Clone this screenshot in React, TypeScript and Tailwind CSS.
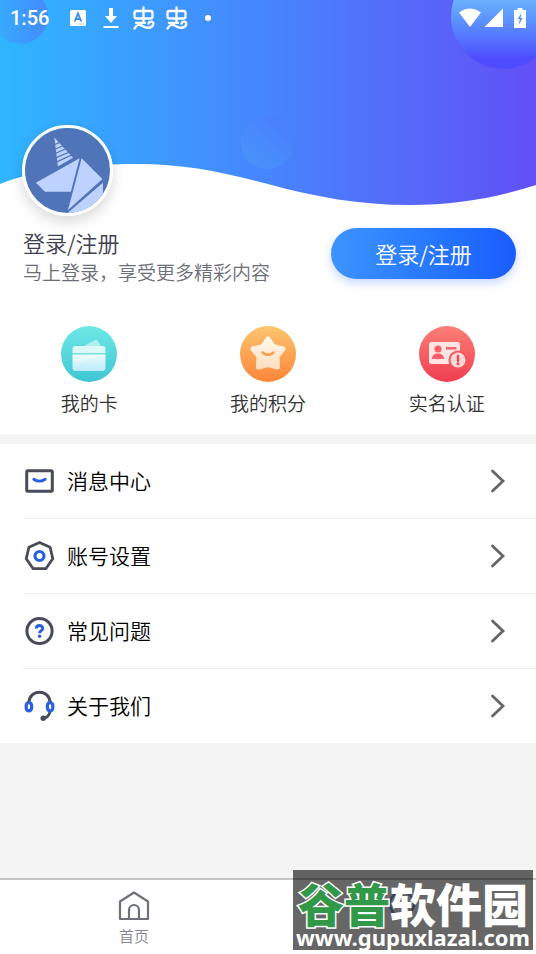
import type { ReactNode } from "react";

type Item = { label: string; icon: ReactNode };

const shortcuts: Item[] = [
  { label: "我的卡", icon: <CardIcon /> },
  { label: "我的积分", icon: <StarIcon /> },
  { label: "实名认证", icon: <IdentityIcon /> },
];

const menu: Item[] = [
  { label: "消息中心", icon: <MessageIcon /> },
  { label: "账号设置", icon: <SettingsIcon /> },
  { label: "常见问题", icon: <HelpIcon /> },
  { label: "关于我们", icon: <HeadsetIcon /> },
];

function CardIcon() {
  return (
    <svg className="w-14 h-14" viewBox="0 0 56 56" aria-hidden="true">
      <defs>
        <linearGradient id="cardBg" x1="0" y1="0" x2="0" y2="1">
          <stop offset="0" stopColor="#6fe8e5" />
          <stop offset="1" stopColor="#3fc6d4" />
        </linearGradient>
        <linearGradient id="cardFace" x1="0" y1="0" x2="0" y2="1">
          <stop offset="0" stopColor="#e6fcfa" />
          <stop offset="1" stopColor="#bdebfc" />
        </linearGradient>
      </defs>
      <circle cx="28" cy="28" r="28" fill="url(#cardBg)" />
      <path d="M23 20 34.5 13.8q1-.5 1.700.4L40 20Z" fill="#aef0ee" />
      <path d="M14.500 20h27a3 3 0 0 1 3 3v4.200h-33V23a3 3 0 0 1 3-3Z" fill="#dcf9f7" />
      <path d="M11.500 28.500h33V42a3 3 0 0 1-3 3h-27a3 3 0 0 1-3-3Z" fill="url(#cardFace)" />
      <path d="M11.500 36c10 1 20-6 33-6v-1.500h-33Z" fill="#fff" opacity=".3" />
    </svg>
  );
}

function StarIcon() {
  return (
    <svg className="w-14 h-14" viewBox="0 0 56 56" aria-hidden="true">
      <defs>
        <linearGradient id="starBg" x1="0" y1="0" x2="0" y2="1">
          <stop offset="0" stopColor="#fdc56f" />
          <stop offset="1" stopColor="#fb8539" />
        </linearGradient>
        <linearGradient id="starFace" x1="0" y1="0" x2="0" y2="1">
          <stop offset="0" stopColor="#fff8ec" />
          <stop offset="1" stopColor="#ffdfc0" />
        </linearGradient>
      </defs>
      <circle cx="28" cy="28" r="28" fill="url(#starBg)" />
      <path
        d="M28 13 33 20.500 43 23 37 30.500 37.500 41 28 38.500 18.500 41 19 30.500 13 23 23 20.500Z"
        fill="url(#starFace)"
        stroke="url(#starFace)"
        strokeWidth="5"
        strokeLinejoin="round"
      />
      <path d="M22.500 26.500q5.500 4.500 11 0" fill="none" stroke="#fb9a45" strokeWidth="2.500" strokeLinecap="round" />
    </svg>
  );
}

function IdentityIcon() {
  return (
    <svg className="w-14 h-14" viewBox="0 0 56 56" aria-hidden="true">
      <defs>
        <linearGradient id="idBg" x1="0" y1="0" x2="0" y2="1">
          <stop offset="0" stopColor="#fb7f76" />
          <stop offset="1" stopColor="#f03e50" />
        </linearGradient>
      </defs>
      <circle cx="28" cy="28" r="28" fill="url(#idBg)" />
      <rect x="10" y="16" width="31" height="22" rx="2.500" fill="#ffe6e3" />
      <circle cx="19" cy="23" r="3.600" fill="#f7606a" />
      <path d="M13 33c0-4 2.600-5.500 6-5.500s6 1.500 6 5.500Z" fill="#f7606a" />
      <path d="M27 22.300h10.500" stroke="#f7606a" strokeWidth="2.500" />
      <circle cx="39" cy="34" r="9.500" fill="#f55660" />
      <circle cx="39" cy="34" r="7.500" fill="#ffd9d6" />
      <path d="M39 30v5" stroke="#f24a58" strokeWidth="2.500" strokeLinecap="round" />
      <circle cx="39" cy="38" r="1.400" fill="#f24a58" />
    </svg>
  );
}

function MessageIcon() {
  return (
    <svg className="w-8 h-8" viewBox="0 0 32 32" fill="none" aria-hidden="true">
      <rect x="3.700" y="5.700" width="25.600" height="20.600" rx="1" stroke="#484c5a" strokeWidth="3" />
      <path d="M10.800 14.200q5.700 3.800 11.400 0" stroke="#2860e0" strokeWidth="2.900" strokeLinecap="round" />
    </svg>
  );
}

function SettingsIcon() {
  return (
    <svg className="w-8 h-8" viewBox="0 0 32 32" fill="none" aria-hidden="true">
      <path
        d="M16.500 2.500 27.100 7.300 29.800 18.800 22.800 28.700H10.200L3.200 18.800 5.900 7.300Z"
        stroke="#484c5a"
        strokeWidth="2.800"
        strokeLinejoin="round"
      />
      <circle cx="16.500" cy="16" r="4.500" stroke="#2860e0" strokeWidth="3.200" />
    </svg>
  );
}

function HelpIcon() {
  return (
    <svg className="w-8 h-8" viewBox="0 0 32 32" fill="none" aria-hidden="true">
      <circle cx="16.500" cy="16" r="12.600" stroke="#484c5a" strokeWidth="3" />
      <path
        d="M13.300 13.600c0-4 6.400-4 6.400-.2 0 2.300-3.100 2.300-3.100 4.800"
        stroke="#2860e0"
        strokeWidth="3"
      />
      <circle cx="16.600" cy="21.300" r="1.700" fill="#2860e0" />
    </svg>
  );
}

function HeadsetIcon() {
  return (
    <svg className="w-8 h-8" viewBox="0 0 32 32" fill="none" aria-hidden="true">
      <path d="M5.800 13C6.300-1.500 26.700-1.500 27.200 13" stroke="#484c5a" strokeWidth="3" />
      <path d="M27.200 21c-.8 4-3 6.500-6.500 7.500" stroke="#484c5a" strokeWidth="2.800" />
      <circle cx="20.200" cy="28.300" r="2.700" fill="#484c5a" />
      <rect x="3.200" y="12.600" width="5.400" height="8.200" rx="2.700" stroke="#2860e0" strokeWidth="3.200" />
      <rect x="24.400" y="12.600" width="5.400" height="8.200" rx="2.700" stroke="#2860e0" strokeWidth="3.200" />
    </svg>
  );
}

function Chevron() {
  return (
    <svg className="w-4 h-6" viewBox="0 0 16 24" fill="none" aria-hidden="true">
      <path d="m2.500 2 10.500 10L2.500 22" stroke="#666" strokeWidth="2.800" strokeLinecap="round" />
    </svg>
  );
}

function Unicorn() {
  return (
    <svg className="w-full h-full" viewBox="0 0 84 84" aria-hidden="true">
      <rect width="84" height="84" fill="#5074b8" />
      <g fill="#bed2ff">
        <path d="M29 9.500 47.500 29.500 32.500 38Z" />
        <path d="M54 30 45.300 63H19.700L10.700 54Z" />
        <path d="M56 30 76.500 50.500 42.500 81Z" />
        <path d="M77 54v13L68 84H42Z" />
      </g>
      <path
        d="m27 17.500 9-4M27 22l14-6M27 26.500l18-8M27 31l22-9.500M27 35.500l24-11"
        stroke="#5074b8"
        strokeWidth="1.200"
      />
    </svg>
  );
}

// notification glyph, shown twice in the status bar
function BugGlyph() {
  return (
    <svg className="w-6 h-6" viewBox="0 0 24 24" fill="none" stroke="#fff" strokeWidth="2.300" strokeLinecap="round" aria-hidden="true">
      <rect x="2.500" y="5" width="18" height="7.500" rx="2" />
      <path d="M11.500 1.500v15M4 16.800h9M2.500 22.500c2-4 5-4.500 8-2.500s9 3 10.500-1-4-4.500-4.500-1.300" />
    </svg>
  );
}

function StatusBar() {
  return (
    <div className="relative flex items-center justify-between h-9 px-[10px]">
      <div className="flex items-center">
        <span className="w-[60px] font-['Roboto',sans-serif] text-[20px] font-medium text-white">1:56</span>
        <svg className="w-4 h-4" viewBox="0 0 16 16" aria-hidden="true">
          <rect width="16" height="16" rx="1.500" fill="#fff" />
          <path d="m4.700 11.500 3.300-8 3.300 8M5.900 9h4.200" fill="none" stroke="#408fef" strokeWidth="1.900" />
          <path d="M8 14h6" stroke="#a8cdfa" strokeWidth="1" />
        </svg>
        <svg className="w-4 h-6 ml-[17px]" viewBox="0 0 16 24" fill="#fff" aria-hidden="true">
          <path d="M6 2h4v8h4l-6 7-6-7h4ZM.500 20h15v2H.500Z" />
        </svg>
        <span className="ml-[13px] flex gap-[9px]">
          <BugGlyph />
          <BugGlyph />
        </span>
        <span className="ml-4 w-[6px] h-[6px] rounded-full bg-white" />
      </div>
      <div className="flex items-center">
        <svg className="w-6 h-5" viewBox="0 0 24 20" fill="#fff" aria-hidden="true">
          <path d="M1 4.500Q12-3.500 23 4.500L12 19Z" />
        </svg>
        <svg className="w-5 h-5 ml-[2px]" viewBox="0 0 20 20" fill="#fff" aria-hidden="true">
          <path d="M19 .500V19H.500Z" />
        </svg>
        <svg className="w-3 h-5 ml-[10px]" viewBox="0 0 12 20" aria-hidden="true">
          <path d="M3.500 0h5v2H12v18H0V2h3.500Z" fill="#fff" />
          <path d="M7.500 5 3.500 11h2.300L4.700 17l4-7H6.500Z" fill="#5b94f5" />
        </svg>
      </div>
    </div>
  );
}

function Banner() {
  return (
    <header className="relative pb-1">
      <div className="absolute inset-x-0 top-0 h-[206px] overflow-hidden">
        <svg className="w-full h-full" viewBox="0 0 536 206" preserveAspectRatio="none" aria-hidden="true">
          <defs>
            <linearGradient id="sky" x1="0" y1="0" x2="1" y2="0">
              <stop offset="0" stopColor="#2fb6ff" />
              <stop offset=".5" stopColor="#4785fd" />
              <stop offset="1" stopColor="#6250f6" />
            </linearGradient>
          </defs>
          <path
            d="M0 0H536V185C495 198 455 205 410 205C360 205 315 197 268 184C222 172 185 164 137 164C88 164 38 169 0 184Z"
            fill="url(#sky)"
          />
        </svg>
        <div className="absolute -left-2 -top-3 w-14 h-14 rounded-full bg-linear-to-r from-[#34affe] to-[#4489fb]" />
        <div className="absolute -right-5 -top-9 w-[105px] h-[105px] rounded-full bg-linear-to-b from-[#70c0ff] from-25% to-[#4f4bff] to-90%" />
        <div className="absolute left-[45%] top-[116px] w-[53px] h-[53px] rounded-full bg-linear-to-tr from-[#4796fb] to-[#4a7bfc]" />
      </div>
      <StatusBar />
      <div className="relative ml-[22px] mt-[89px] w-[91px] h-[91px] rounded-full border-[3px] border-white overflow-hidden shadow-[0_6px_14px_rgba(0,0,0,0.15)]">
        <Unicorn />
      </div>
    </header>
  );
}

function Watermark() {
  return (
    <div className="absolute right-[3px] bottom-1 w-[240px] h-[80px] bg-black/60 text-white">
      <div className="flex justify-center pt-2 text-[46px] leading-[48px] font-black whitespace-nowrap">
        <span className="text-[#319848] [-webkit-text-stroke:3px_white] [paint-order:stroke_fill]">谷普</span>
        <span>软件园</span>
      </div>
      <div className="text-center font-['Noto_Sans',sans-serif] text-[22px] leading-[22px] font-bold whitespace-nowrap">
        www.gupuxlazal.com
      </div>
    </div>
  );
}

function TabBar() {
  return (
    <footer className="relative mt-auto">
      <nav className="grid grid-cols-2 h-[76px] border-t-2 border-[#c4c4c4] bg-white text-[15px] leading-5">
        <a href="#home" className="flex flex-col items-center pt-[10px] gap-1 text-[#85878c]">
          <svg className="w-8 h-8" viewBox="0 0 32 32" fill="none" stroke="#6e7179" strokeWidth="2.200" strokeLinejoin="round" aria-hidden="true">
            <path d="M2 11.500 16 2.500 30 11.500V29H2Z" />
            <path d="M11 29V20a5 5 0 0 1 10 0v9" />
          </svg>
          首页
        </a>
        <a href="#mine" aria-label="我的" className="flex flex-col items-center pt-[10px]">
          <svg className="w-8 h-8" viewBox="0 0 32 32" fill="none" stroke="#7d9ce8" strokeWidth="2.200" aria-hidden="true">
            <circle cx="16" cy="14" r="12" />
          </svg>
        </a>
      </nav>
      <Watermark />
    </footer>
  );
}

export default function App() {
  return (
    <div className="min-h-screen flex flex-col bg-[#f4f4f4] font-['Noto_Sans_CJK_SC',sans-serif] text-[#333] font-[350]">
      <div className="bg-white">
        <Banner />

        {/* Login prompt */}
        <section className="flex items-start justify-between pl-[23px] pr-5 pt-1">
          <div>
            <h1 className="text-[22px] leading-9 text-[#3e414d]">登录/注册</h1>
            <p className="text-[19px] leading-6 text-[#6c6e75]">马上登录，享受更多精彩内容</p>
          </div>
          <button className="mt-1 w-[185px] h-[51px] rounded-full bg-linear-to-r from-[#3d94ff] to-[#1a5cff] text-[22px] text-white shadow-[0_4px_10px_rgba(40,96,255,0.25)]">
            登录/注册
          </button>
        </section>

        {/* Shortcuts */}
        <section className="grid grid-cols-3 pt-[42px] pb-[18px]">
          {shortcuts.map((item) => (
            <a key={item.label} href="#shortcut" className="flex flex-col items-center gap-2 text-[19px] leading-[26px]">
              {item.icon}
              {item.label}
            </a>
          ))}
        </section>
      </div>

      <ul className="mt-[10px] bg-white">
        {menu.map((item, i) => (
          <li key={item.label} className="pl-[23px]">
            {i > 0 && <hr className="border-[#ececec]" />}
            <a href="#menu" className="flex items-center h-[74px] pr-[30px] text-[21px] text-black">
              {item.icon}
              <span className="flex-1 pl-3">{item.label}</span>
              <Chevron />
            </a>
          </li>
        ))}
      </ul>

      <TabBar />
    </div>
  );
}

******************************

### WHAT IS BEING ASKED
Print, exactly as written, the lines above from the first one to the one containing "string; icon: ReactNode". Leave out pictures.

### SOLVED PROBLEM
Clone this screenshot in React, TypeScript and Tailwind CSS.
import type { ReactNode } from "react";

type Item = { label: string; icon: ReactNode };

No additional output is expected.